Failure To Provide Reports on Small Business Start-Up Savings Accounts

Paragraph (2) of section 6693(a) of such Code is amended by striking and at the end of subparagraph (D), by striking the period at the end of subparagraph (E) and inserting , and, and by adding at the end the following new subparagraph:

(F)

section 530A(h) (relating to small business start-up savings accounts).

.

(d)

Excess contributions

Section 4973 of such Code is amended by adding at the end the following new subsection:

(i)

Excess Contributions to Small Business Start-Up Savings accounts

For purposes of this section, in the case of contributions to a small business start-up savings account (within the meaning of section 530A(b)), the term excess contributions means the sum of—

(1)

the excess (if any) of—

(A)

the amount contributed for the taxable year to such accounts (other than a rollover contribution described in section 530A(d)(4)), over

(B)

the amount allowable as a contribution under section 530A(b)(1), and

(2)

the amount determined under this subsection for the preceding taxable year, reduced by the sum of—

(A)

the distributions out of the accounts for the taxable year, and

(B)

the excess (if any) of the maximum amount allowable as a contribution under sections 530A(b)(1) for the taxable year over the amount contributed to the accounts for the taxable year.

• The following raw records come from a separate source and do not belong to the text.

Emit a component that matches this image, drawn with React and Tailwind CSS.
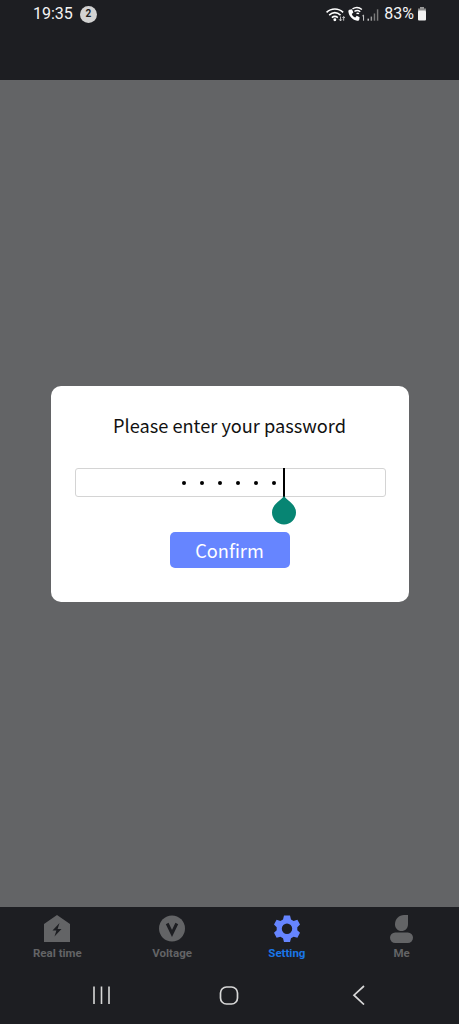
import React from "react";

const DOTS = [0, 1, 2, 3, 4, 5];

const StatusIcons = () => (
  <svg width="56" height="19" viewBox="0 0 54 18" fill="none" className="block">
    {/* wifi */}
    <path d="M1.5 7 C6 2.6 13 2.6 17.5 7" stroke="#fff" strokeWidth="1.5" />
    <path d="M4 9.6 C7.4 6.6 11.6 6.6 15 9.6" stroke="#fff" strokeWidth="1.5" />
    <path d="M6.6 12 C8.5 10.4 10.5 10.4 12.4 12" stroke="#fff" strokeWidth="1.5" />
    <circle cx="9.5" cy="14" r="1.4" fill="#fff" />
    <path d="M15 11v4M13.6 13.6l1.4 1.6 1.4-1.6M18 15v-4M16.8 12.4l1.2-1.4 1.2 1.4" stroke="#ddd" strokeWidth="0.8" />
    {/* call over wifi */}
    <path d="M23.5 4.5 L26 4 L27.4 7 L25.8 8.4 C26.4 10 27.6 11.2 29.2 11.8 L30.6 10.2 L33.4 11.6 L33 14 C32.8 15 31.8 15.2 31 15 C26.6 14.2 23.4 11 22.6 6.6 C22.4 5.6 22.8 4.8 23.5 4.5 Z" fill="#fff" />
    <path d="M26.5 3.6 C29.4 1.8 33 2 35.6 4.2" stroke="#fff" strokeWidth="1.3" />
    <path d="M28.4 6 C30.2 4.9 32.4 5 34 6.4" stroke="#fff" strokeWidth="1.3" />
    <path d="M30.4 8.2 C31.2 7.7 32 7.7 32.8 8.3" stroke="#fff" strokeWidth="1.3" />
    <path d="M36 10.4 L37.2 9.6 V15" stroke="#ddd" strokeWidth="0.9" />
    {/* signal */}
    <rect x="41" y="13" width="1.4" height="2" fill="#c8c8c8" />
    <rect x="44" y="11" width="1.4" height="4" fill="#9a9a9a" />
    <rect x="47" y="8" width="1.4" height="7" fill="#7a7a7a" />
    <rect x="50" y="4" width="1.4" height="11" fill="#7a7a7a" />
  </svg>
);

const BatteryIcon = () => (
  <svg width="10" height="14" viewBox="0 0 9 14" className="block">
    <rect x="2.5" y="0" width="4" height="2" fill="#9a9a9a" />
    <rect x="0.5" y="1.5" width="8" height="2.5" fill="#8a8a8a" />
    <rect x="0.5" y="3.5" width="8" height="10" rx="1" fill="#f2f2f2" />
  </svg>
);

const StatusBar = () => (
  <div className="flex h-[80px] shrink-0 items-start justify-between bg-[#1d1e22] pl-[33px] pr-[32px] pt-[5px]">
    <div className="flex h-[18px] items-center gap-[7px]">
      <span className="text-[16px] leading-none font-normal text-[#f4f4f4]">19:35</span>
      <span className="flex h-[17px] w-[17px] items-center justify-center rounded-full bg-[#d2d2d2] text-[10px] leading-none font-bold text-[#1d1e22]">
        2
      </span>
    </div>
    <div className="flex h-[18px] items-center">
      <StatusIcons />
      <span className="ml-[3px] text-[16px] leading-none font-normal text-[#f4f4f4]">83%</span>
      <span className="ml-[3px]">
        <BatteryIcon />
      </span>
    </div>
  </div>
);

const PasswordDialog = () => (
  <div className="flex h-[216px] w-[358px] flex-col items-center rounded-[10px] bg-white pt-[25px]">
    <h2 className="text-[18.2px] leading-[28px] font-normal text-[#111]">Please enter your password</h2>
    <div className="ml-[1px] mt-[29px] flex h-[29px] w-[311px] shrink-0 items-center justify-center rounded-[3px] border border-[#d4d4d4] pl-[7px]">
      <div className="flex items-center gap-[14.2px]">
        {DOTS.map((d) => (
          <span key={d} className="h-[4px] w-[4px] rounded-full bg-black" />
        ))}
      </div>
      <div className="relative ml-[7px] h-[29px] w-[2px] bg-black">
        {/* text selection handle */}
        <svg width="24" height="29" viewBox="0 0 24 29" className="absolute left-[-11px] top-[28px] block">
          <path d="M12 0 C15 4.5 24 8 24 16.5 C24 23 18.6 28.5 12 28.5 C5.4 28.5 0 23 0 16.5 C0 8 9 4.5 12 0 Z" fill="#078573" />
        </svg>
      </div>
    </div>
    <button
      type="button"
      className="mt-[35px] flex h-[36px] w-[120px] shrink-0 items-center justify-center rounded-[5px] bg-[#6685ff] text-[18.2px] leading-none text-white"
    >
      Confirm
    </button>
  </div>
);

const tabs = [
  {
    label: "Real time",
    color: "text-[#636466]",
    icon: (
      <svg width="26" height="28" viewBox="0 0 26 28" className="block">
        <path fillRule="evenodd" fill="#636466" d="M13 0 L26 9 V27 H0 V9 Z M15.5 8 L8.5 15.5 H12.4 L10.5 21.5 L17.5 14 H13.6 L15.5 8 Z" />
      </svg>
    ),
  },
  {
    label: "Voltage",
    color: "text-[#636466]",
    icon: (
      <svg width="26" height="28" viewBox="0 0 26 28" className="block">
        <circle cx="13" cy="13.5" r="13" fill="#636466" />
        <path d="M8.2 8.5 L13 18.5 L17.8 8.5" fill="none" stroke="#1d1e22" strokeWidth="3" />
      </svg>
    ),
  },
  {
    label: "Setting",
    color: "text-[#1a76e8]",
    icon: (
      <svg width="26" height="28" viewBox="0 0 26 28" className="block">
        <path
          fillRule="evenodd"
          fill="#6685ff"
          d="M10 0.6 H16 L17 4.4 L19.6 5.9 L23.4 4.8 L26 9.6 L23.3 12.2 V15.2 L26 17.8 L23.4 22.8 L19.6 21.7 L17 23.2 L16 27 H10 L9 23.2 L6.4 21.7 L2.6 22.8 L0 17.8 L2.7 15.2 V12.2 L0 9.6 L2.6 4.8 L6.4 5.9 L9 4.4 Z M13 8.6 A5.2 5.2 0 1 0 13 19 A5.2 5.2 0 1 0 13 8.6 Z"
        />
      </svg>
    ),
  },
  {
    label: "Me",
    color: "text-[#636466]",
    icon: (
      <svg width="26" height="28" viewBox="0 0 26 28" className="block">
        <path fill="#636466" d="M19 0 V9 C19 13.4 16 16 12.5 16 C8.6 16 6 13 6 9.2 C6 4 10 0 15 0 Z" />
        <rect x="1" y="17.5" width="23" height="10.5" rx="5.2" fill="#636466" />
      </svg>
    ),
  },
];

const TabBar = () => (
  <div className="grid h-[61px] grid-cols-4 pt-[8px]">
    {tabs.map((t) => (
      <div key={t.label} className="flex flex-col items-center">
        {t.icon}
        <span className={`mt-[3px] text-[11.5px] leading-[14px] font-bold ${t.color}`}>{t.label}</span>
      </div>
    ))}
  </div>
);

const NavBar = () => (
  <div className="flex h-[56px] items-start pl-[92px] pt-[17px]">
    <svg width="20" height="20" viewBox="0 0 20 20" className="block" stroke="#d8d8d8" strokeWidth="1.6">
      <path d="M2 1.5V19M9.5 1.5V19M17 1.5V19" />
    </svg>
    <svg width="20" height="20" viewBox="0 0 20 20" fill="none" className="ml-[107px] block" stroke="#d8d8d8" strokeWidth="1.7">
      <rect x="1.5" y="2" width="17" height="17" rx="6" />
    </svg>
    <svg width="14" height="20" viewBox="0 0 14 20" fill="none" className="ml-[113px] block" stroke="#d8d8d8" strokeWidth="1.7">
      <path d="M12 1 L2 10.2 L12 19.5" />
    </svg>
  </div>
);

export default function App() {
  return (
    <div className="flex h-[1024px] w-[459px] flex-col overflow-hidden bg-[#1d1e22] font-['Roboto',sans-serif]">
      <StatusBar />
      <div className="flex h-[827px] shrink-0 flex-col items-center bg-[#636466] pt-[306px] font-['Noto_Sans_CJK_SC','Noto_Sans',sans-serif]">
        <PasswordDialog />
      </div>
      <TabBar />
      <NavBar />
    </div>
  );
}
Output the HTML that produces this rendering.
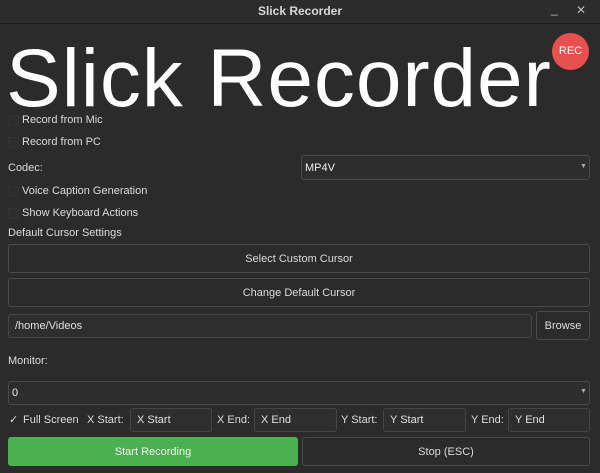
<!DOCTYPE html>
<html><head><style>
body{margin:0;width:600px;height:473px;background:#2b2b2b;font-family:"Liberation Sans",sans-serif;color:#dcdcdc;overflow:hidden;position:relative}
.a{position:absolute}
.t{font-size:11px;line-height:14px}
.cb{position:absolute;width:9px;height:9px;border:1px solid #333;background:#2d2d2d}
.box{position:absolute;border:1px solid #4a4a4a;border-radius:3px;background:#2d2d2d;box-sizing:border-box}
.btn{position:absolute;border:1px solid #4a4a4a;border-radius:3px;background:#2b2b2b;box-sizing:border-box;text-align:center;font-size:11px;color:#dcdcdc}
.inp{position:absolute;border:1px solid #454545;border-radius:3px;background:#2e2e2e;box-sizing:border-box;font-size:11px;padding-left:6px;color:#e0e0e0}
</style></head><body>
<div class="a" style="left:0;top:0;width:600px;height:23px;background:#2c2c2c;border-bottom:1px solid #1e1e1e"></div>
<div class="a" style="left:0;top:4px;width:600px;text-align:center;font-size:12px;font-weight:bold;color:#d8d8d8">Slick Recorder</div>
<div class="a" style="left:551px;top:2px;font-size:12px;color:#bbb">_</div>
<div class="a" style="left:576px;top:3px;font-size:12px;color:#bbb">✕</div>
<div class="a" style="left:6px;top:34px;font-size:82px;line-height:90px;color:#fff;letter-spacing:0.9px">Slick Recorder</div>
<div class="a" style="left:552px;top:33px;width:37px;height:37px;border-radius:50%;background:#e85050;color:#fff;font-size:11px;line-height:37px;text-align:center">REC</div>
<div class="cb" style="left:8px;top:115px"></div><div class="a t" style="left:22px;top:113px">Record from Mic</div>
<div class="cb" style="left:8px;top:137px"></div><div class="a t" style="left:22px;top:135px">Record from PC</div>
<div class="a t" style="left:8px;top:161px">Codec:</div>
<div class="box" style="left:301px;top:155px;width:289px;height:25px"></div>
<div class="a t" style="left:305px;top:161px;color:#eee">MP4V</div>
<div class="a" style="left:580px;top:163px;font-size:7px;color:#aaa">▼</div>
<div class="cb" style="left:8px;top:186px"></div><div class="a t" style="left:22px;top:184px">Voice Caption Generation</div>
<div class="cb" style="left:8px;top:208px"></div><div class="a t" style="left:22px;top:206px">Show Keyboard Actions</div>
<div class="a t" style="left:8px;top:226px">Default Cursor Settings</div>
<div class="btn" style="left:8px;top:244px;width:582px;height:29px;line-height:29px">Select Custom Cursor</div>
<div class="btn" style="left:8px;top:278px;width:582px;height:29px;line-height:29px">Change Default Cursor</div>
<div class="inp" style="left:8px;top:314px;width:524px;height:24px;line-height:22px">/home/Videos</div>
<div class="btn" style="left:536px;top:311px;width:54px;height:29px;line-height:29px">Browse</div>
<div class="a t" style="left:8px;top:354px">Monitor:</div>
<div class="box" style="left:8px;top:381px;width:582px;height:24px"></div>
<div class="a t" style="left:12px;top:386px;color:#eee">0</div>
<div class="a" style="left:580px;top:388px;font-size:7px;color:#aaa">▼</div>
<div class="a t" style="left:9px;top:413px">✓</div>
<div class="a t" style="left:23px;top:413px">Full Screen</div>
<div class="a t" style="left:87px;top:413px">X Start:</div>
<div class="inp" style="left:130px;top:408px;width:82px;height:24px;line-height:22px">X Start</div>
<div class="a t" style="left:217px;top:413px">X End:</div>
<div class="inp" style="left:254px;top:408px;width:83px;height:24px;line-height:22px">X End</div>
<div class="a t" style="left:341px;top:413px">Y Start:</div>
<div class="inp" style="left:383px;top:408px;width:83px;height:24px;line-height:22px">Y Start</div>
<div class="a t" style="left:471px;top:413px">Y End:</div>
<div class="inp" style="left:508px;top:408px;width:82px;height:24px;line-height:22px">Y End</div>
<div class="btn" style="left:8px;top:437px;width:290px;height:29px;line-height:29px;background:#4caf50;border-color:#4caf50;color:#f0f0f0">Start Recording</div>
<div class="btn" style="left:302px;top:437px;width:288px;height:29px;line-height:29px">Stop (ESC)</div>
</body></html>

For purposes of this subsection, any contribution which is distributed from a small business start-up savings account in a distribution described in section 530A(d)(3) shall be treated as an amount not contributed.

.

(e)

Clerical amendment

The table of contents for subchapter F of chapter 1 of such Code is amended by adding at the end the following new item:

Part IX. Small Business Start-Up Savings Accounts

.

(f)

Effective date

The amendments made by this section shall apply to taxable years beginning after December 31, 2014.